We need to get the relative path of files that will be moved so that when we access the zip file we have the data that which file belonged to which directory, so we need to find out the relative path of the file and store them.We will use the os.path.relpath() method to get the relative path of the file from the given path or the current working directory.We need the path of the file and the path from which we need to find the relative path in our case it will be the path given by the user or the current working directory.It will return us a string containing the relative path of the file.

os.path.relpath():It is used to get a relative filepath to the given path either from the current working directory or from the given directory.
syntax:os.path.relpath(path, start)

Example:

import os
fpath="path of the file of whose relative path you want to find"
spath="The path from where the relative path need to be calculated"
rpath=os.path.relpath(fpath,spath)
print("relative path of ",fpath," from ", spath ," is ",rpath)

Moving the files

We now have got all the required data to check whether a file should be moved or not.Now we will learn how to move a file, to move a file using python we need to use the shutil.move() function which allows us to move a file by passing the path of the source file and the path of the destination as arguments(parameter) of the function.

shutil.move():Recursively move a file or directory (src) to another location (dst) and return the destination.If the destination is an existing directory, then src is moved inside that directory. If the destination already exists but is not a directory, it may be overwritten.

Syntax:shutil.move(spath,dpath)

Example:

import shutil
spath="path of the source file"
dpath="path to the destination directory"
shutil.move(spath,dpath)
print("The file has been moved.")

Creating an archive.

After moving all the larger file s in to the log folder we need to create an archive of the log folder for this we use the shutil.make_archive() to create a zip file to store all the data of the log directory.

shutil.make_archive():This function of the shutil module is to create a archive of the given directory recursively.We provide the name of the archive to be created, it's format(zip,tar,etc.) and the source directory i.e., the directory which will be archived.It will return the path of the new archive that is created.

Example:

import shutil
spath="path of the directory you want o archive"
print("Archive ",shutil.make_archive("backup","zip",spath)," is created.")

Code of the problem statement

#importing os and shutil module
import os
import shutil

#Getting path of file in pth variable
pth=input("Enter path to the directory where you want to zip files or press enter for current working directory:")

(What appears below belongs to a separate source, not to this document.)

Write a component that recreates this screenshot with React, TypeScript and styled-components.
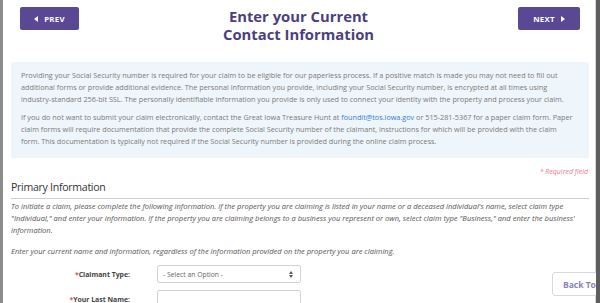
import React from 'react';
import styled, { createGlobalStyle } from 'styled-components';

const GlobalStyle = createGlobalStyle`
  html, body {
    margin: 0;
    padding: 0;
    background: #ffffff;
    font-family: "Open Sans", "DejaVu Sans", sans-serif;
    overflow: hidden;
  }
`;

const Frame = styled.div`
  box-sizing: border-box;
  width: 600px;
  height: 303px;
  border-left: 3px solid #8c8c8c;
  border-right: 4px solid #5e5e5e;
  position: relative;
  overflow: hidden;
`;

const Page = styled.div`
  box-sizing: border-box;
  height: 100%;
  border-right: 1px solid #d6d6d6;
  padding: 7px 6px 0 8px;
`;

const TopBar = styled.div`
  display: flex;
  align-items: flex-start;
  justify-content: space-between;
  padding: 0 9px;
`;

const NavButton = styled.button<{ $w: number }>`
  display: flex;
  align-items: center;
  justify-content: center;
  gap: 6px;
  width: ${p => p.$w}px;
  height: 23px;
  border: none;
  border-radius: 2px;
  background: #5b4894;
  color: #ffffff;
  font-family: "Open Sans", sans-serif;
  font-weight: 700;
  font-size: 7.8px;
  letter-spacing: 0.3px;
  padding: 0;
`;

const Title = styled.h1`
  margin: 0;
  text-align: center;
  font-size: 14.8px;
  line-height: 18px;
  font-weight: 700;
  color: #4b3f7f;
`;

const InfoBox = styled.div`
  margin-top: 19px;
  background: #eef5fb;
  border-radius: 2px;
  padding: 7px 16px 11px 10px;
`;

const InfoPara = styled.p`
  margin: 0 0 6px;
  font-size: 7.25px;
  line-height: 12px;
  color: #7a7a7a;
  &:last-child {
    margin-bottom: 0;
  }
`;

const Link = styled.span`
  color: #3a7bd5;
`;

const Required = styled.div`
  text-align: right;
  margin: 8px 1px 0 0;
  font-size: 7px;
  font-style: italic;
  color: #ec7b90;
  line-height: 12px;
`;

const Section = styled.div`
  margin-top: 1px;
`;

const Heading = styled.h2`
  margin: 0;
  font-size: 10.6px;
  letter-spacing: -0.3px;
  font-weight: 400;
  color: #333333;
  line-height: 16px;
  padding-bottom: 3px;
  border-bottom: 1px solid #cfcfcf;
`;

const Note = styled.p<{ $gap: number }>`
  margin: 1px 0 ${p => p.$gap}px;
  font-size: 7.55px;
  font-style: italic;
  line-height: 12px;
  color: #555555;
`;

const FieldRow = styled.div`
  display: grid;
  grid-template-columns: 119px 144px;
  column-gap: 27px;
  align-items: center;
  margin-bottom: 7px;
`;

const Label = styled.label`
  text-align: right;
  font-size: 6.9px;
  font-weight: 700;
  color: #444444;
`;

const Star = styled.span`
  color: #e0526e;
`;

const SelectBox = styled.div`
  box-sizing: border-box;
  height: 18px;
  border: 1px solid #d3d3d3;
  border-radius: 2px;
  display: flex;
  align-items: center;
  justify-content: space-between;
  padding: 0 7px 0 5px;
  font-size: 6.8px;
  color: #666666;
`;

const InputBox = styled.div`
  box-sizing: border-box;
  height: 18px;
  border: 1px solid #d3d3d3;
  border-radius: 2px;
`;

const BackToTop = styled.div`
  position: absolute;
  right: -22px;
  top: 272px;
  width: 66px;
  height: 24px;
  box-sizing: border-box;
  border: 1px solid #d8d8e0;
  border-radius: 3px;
  background: #ffffff;
  display: flex;
  align-items: center;
  padding-left: 10px;
  font-size: 8.5px;
  font-weight: 700;
  color: #8a83b6;
  white-space: nowrap;
`;

const Arrow = ({ dir }: { dir: 'left' | 'right' }) => (
  <svg width="4" height="6" viewBox="0 0 4 6">
    {dir === 'left' ? <path d="M4 0 L0 3 L4 6 Z" fill="#fff" /> : <path d="M0 0 L4 3 L0 6 Z" fill="#fff" />}
  </svg>
);

const SortIcon = () => (
  <svg width="4" height="7" viewBox="0 0 4 7">
    <path d="M0 3 L2 0 L4 3 Z M0 4 L2 7 L4 4 Z" fill="#555" />
  </svg>
);

export default function App() {
  return (
    <>
      <GlobalStyle />
      <Frame>
        <Page>
          <TopBar>
            <NavButton $w={59}>
              <Arrow dir="left" /> PREV
            </NavButton>
            <Title>
              Enter your Current
              <br />
              Contact Information
            </Title>
            <NavButton $w={62}>
              NEXT <Arrow dir="right" />
            </NavButton>
          </TopBar>

          <InfoBox>
            <InfoPara>
              Providing your Social Security number is required for your claim to be eligible for our paperless process. If a positive match is made you may not need to fill out additional forms or provide additional evidence. The personal information you provide, including your Social Security number, is encrypted at all times using industry-standard 256-bit SSL. The personally identifiable information you provide is only used to connect your identity with the property and process your claim.
            </InfoPara>
            <InfoPara>
              If you do not want to submit your claim electronically, contact the Great Iowa Treasure Hunt at <Link>foundit@tos.iowa.gov</Link> or 515-281-5367 for a paper claim form. Paper claim forms will require documentation that provide the complete Social Security number of the claimant, instructions for which will be provided with the claim form. This documentation is typically not required if the Social Security number is provided during the online claim process.
            </InfoPara>
          </InfoBox>

          <Required>* Required field</Required>

          <Section>
            <Heading>Primary Information</Heading>
            <Note $gap={9}>
              To initiate a claim, please complete the following information. If the property you are claiming is listed in your name or a deceased individual's name, select claim type "Individual," and enter your information. If the property you are claiming belongs to a business you represent or own, select claim type "Business," and enter the business' information.
            </Note>
            <Note $gap={8}>Enter your current name and information, regardless of the information provided on the property you are claiming.</Note>

            <FieldRow>
              <Label>
                <Star>*</Star>Claimant Type:
              </Label>
              <SelectBox>
                <span>- Select an Option -</span>
                <SortIcon />
              </SelectBox>
            </FieldRow>
            <FieldRow>
              <Label>
                <Star>*</Star>Your Last Name:
              </Label>
              <InputBox />
            </FieldRow>
          </Section>
        </Page>
        <BackToTop>Back To Top</BackToTop>
      </Frame>
    </>
  );
}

#Checking whether pth is empty or not if empty store path of present working directory
if len(pth)==0:
    pth=os.getcwd();
else:
#if pth has some value we check whether the path is a directory or not.    
    if not os.path.isdir(pth):
        print("Wrong path!!!")
        exit(0)
    else:
        os.chdir(pth)

#creating the log folder to store the files        
lp=os.path.join(pth,"log")
os.mkdir(lp)

#Creating a metadata file to store the relative path of the files that will be moved into the log directory
mp=os.path.join(lp,"metadata.txt")
fd=os.open(mp,os.O_APPEND|os.O_CREAT|os.O_RDWR)

#Getting the expected size limit of file    
n=int(input("Enter the size of file that needs to be zipped:"))

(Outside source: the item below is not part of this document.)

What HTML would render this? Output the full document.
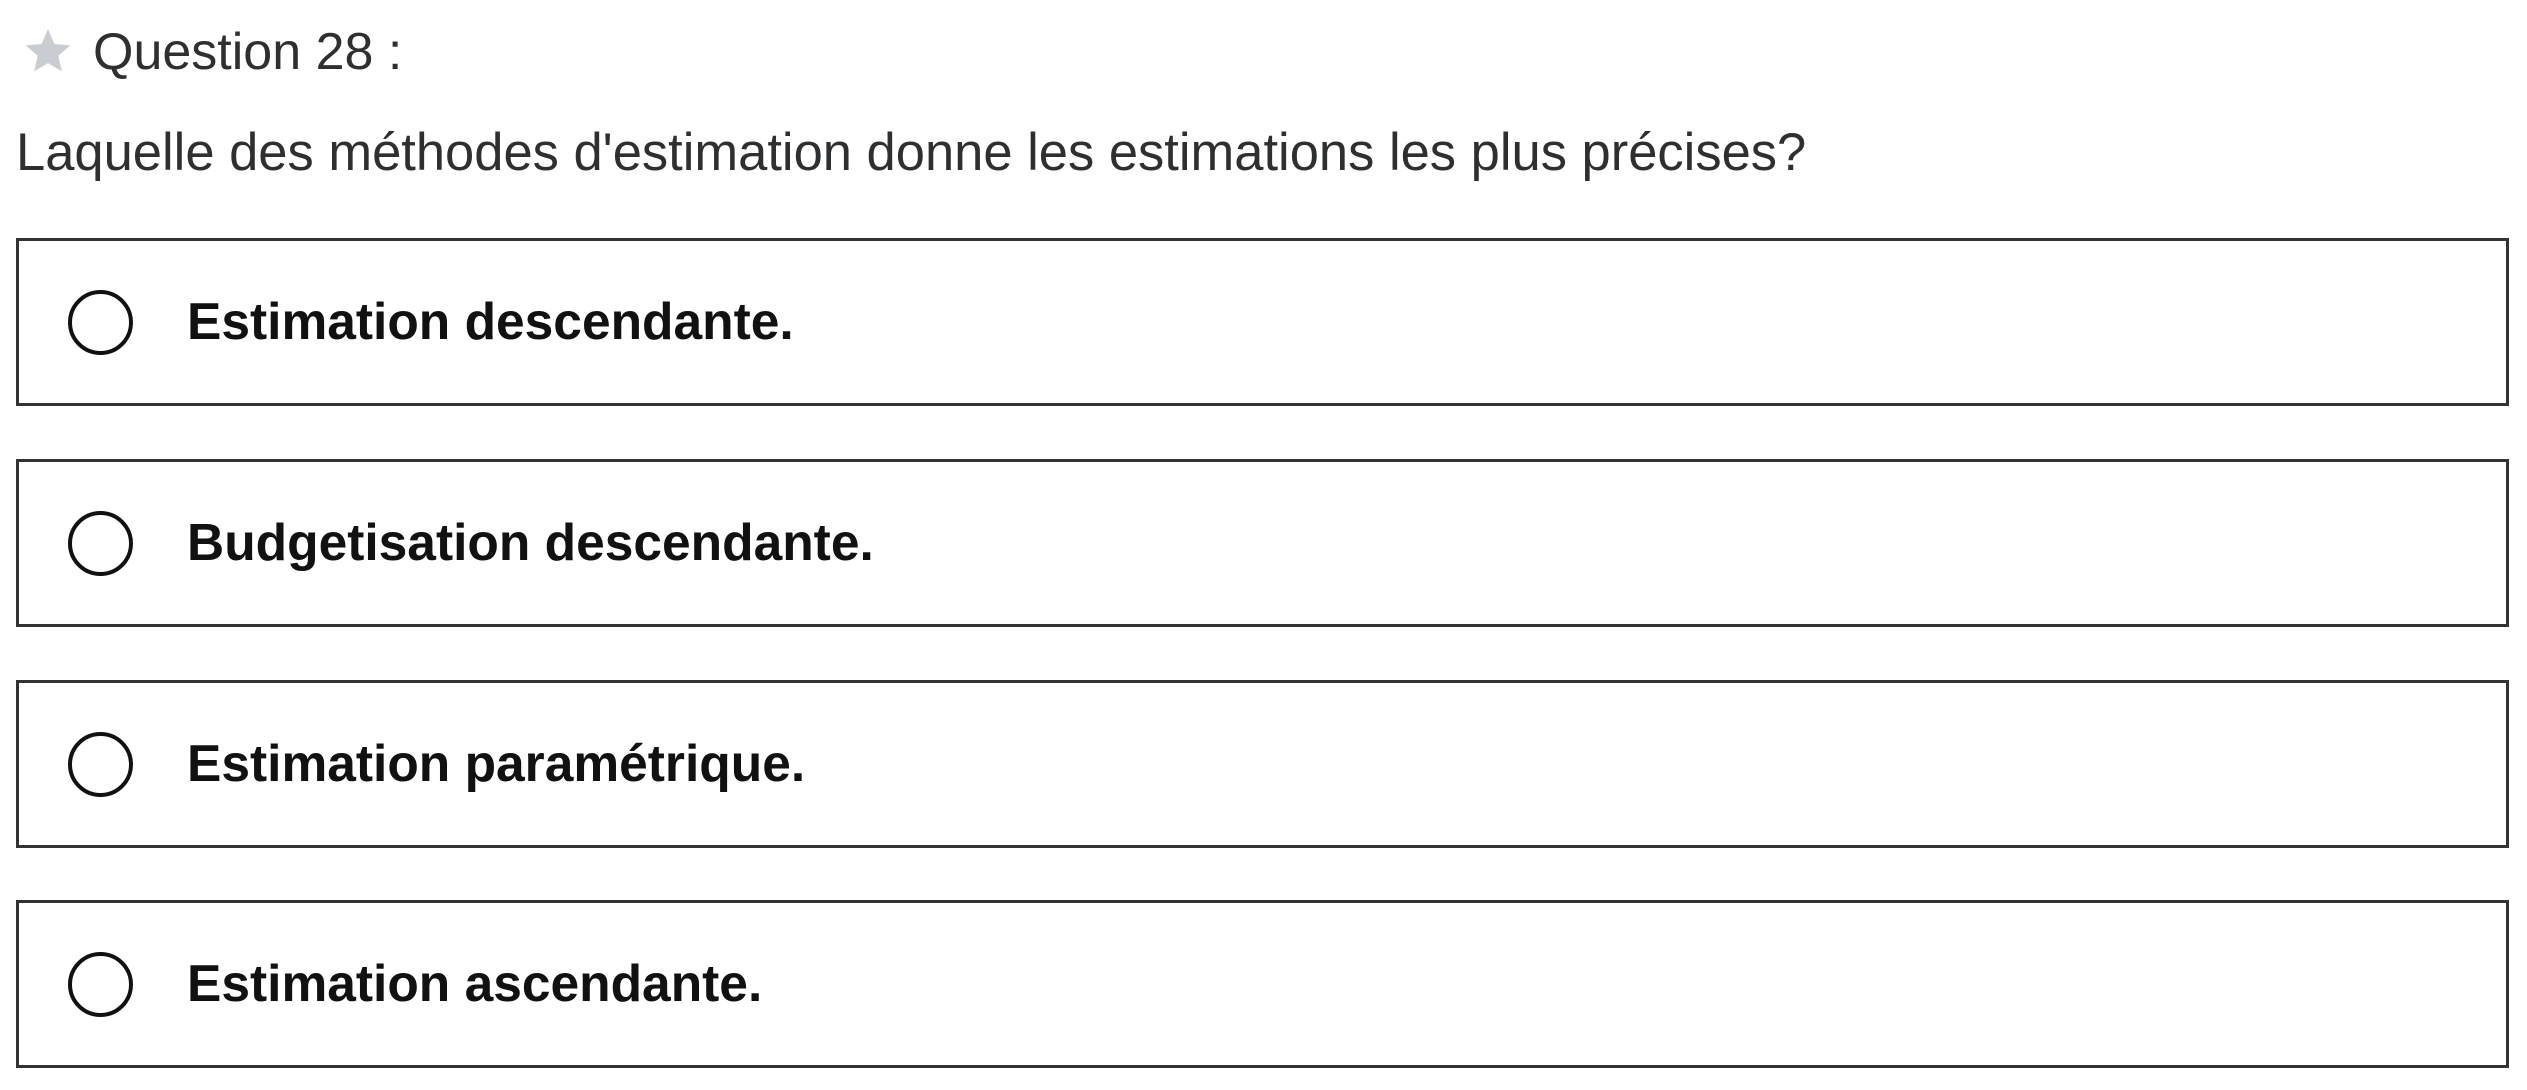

#converting size of file from kilobytes into bytes
n=n*1024

print("\n\t*****\t*****\n")

print("List of files and directories before zipping:")
#Recursively traversing files and directories using os.walk()
for roots,dirs,files in os.walk(pth):
    for f in files:
        print(os.path.join(roots,f))
        
print("\n\t*****\t*****\n")


#Recursively traversing all the files and checking their size
print("\nFiles that are being moved to log directory:")
print("\nFile name\t\t\tSize")
for roots,dirs,files in os.walk(pth):
    for f in files:
        if roots != lp:
            fil=os.path.join(roots,f)
            filstat=os.stat(fil)
            fs=filstat.st_size
            if fs> n:
                print(fil,":",fs/1024,"kb")
                #Getting relative path of the file
                relativepth=str.encode(os.path.relpath(fil,pth)+"\n")
                os.write(fd,relativepth)
                #Moving the file to the log directory
                shutil.move(fil,lp)
                
#Closing file descriptor fd            
os.close(fd)

#Creating a zip of the log directory
shutil.make_archive("logbackup",'zip',lp)


#Deleting log folder
shutil.rmtree(lp)

print("\n\t*****\t*****\n")

print("List of files and directories after zipping:")            
for roots,dirs,files in os.walk(pth):
    for f in files:
        print(os.path.join(roots,f))

Output

Enter path to the directory where you want to zip files or press enter for current working directory:H:\Projects\timecheckpy
Enter the size of file that needs to be zipped:1028

	*****	*****

List of files and directories before zipping:
H:\Projects\timecheckpy\file5
H:\Projects\timecheckpy\file6
H:\Projects\timecheckpy\a\file1.txt
H:\Projects\timecheckpy\b\file2
H:\Projects\timecheckpy\c\file3
H:\Projects\timecheckpy\c\d\file4
H:\Projects\timecheckpy\log\metadata.txt

	*****	*****


Files that are being moved to log directory:

File name			Size
H:\Projects\timecheckpy\file5 : 2048.0 kb
H:\Projects\timecheckpy\a\file1.txt : 10240.0 kb
H:\Projects\timecheckpy\c\d\file4 : 2048.0 kb

	*****	*****

List of files and directories after zipping:
H:\Projects\timecheckpy\file6
H:\Projects\timecheckpy\logbackup.zip
H:\Projects\timecheckpy\b\file2
H:\Projects\timecheckpy\c\file3

With this article at OpenGenus, you must have a complete idea of developing such an application in Python. Enjoy.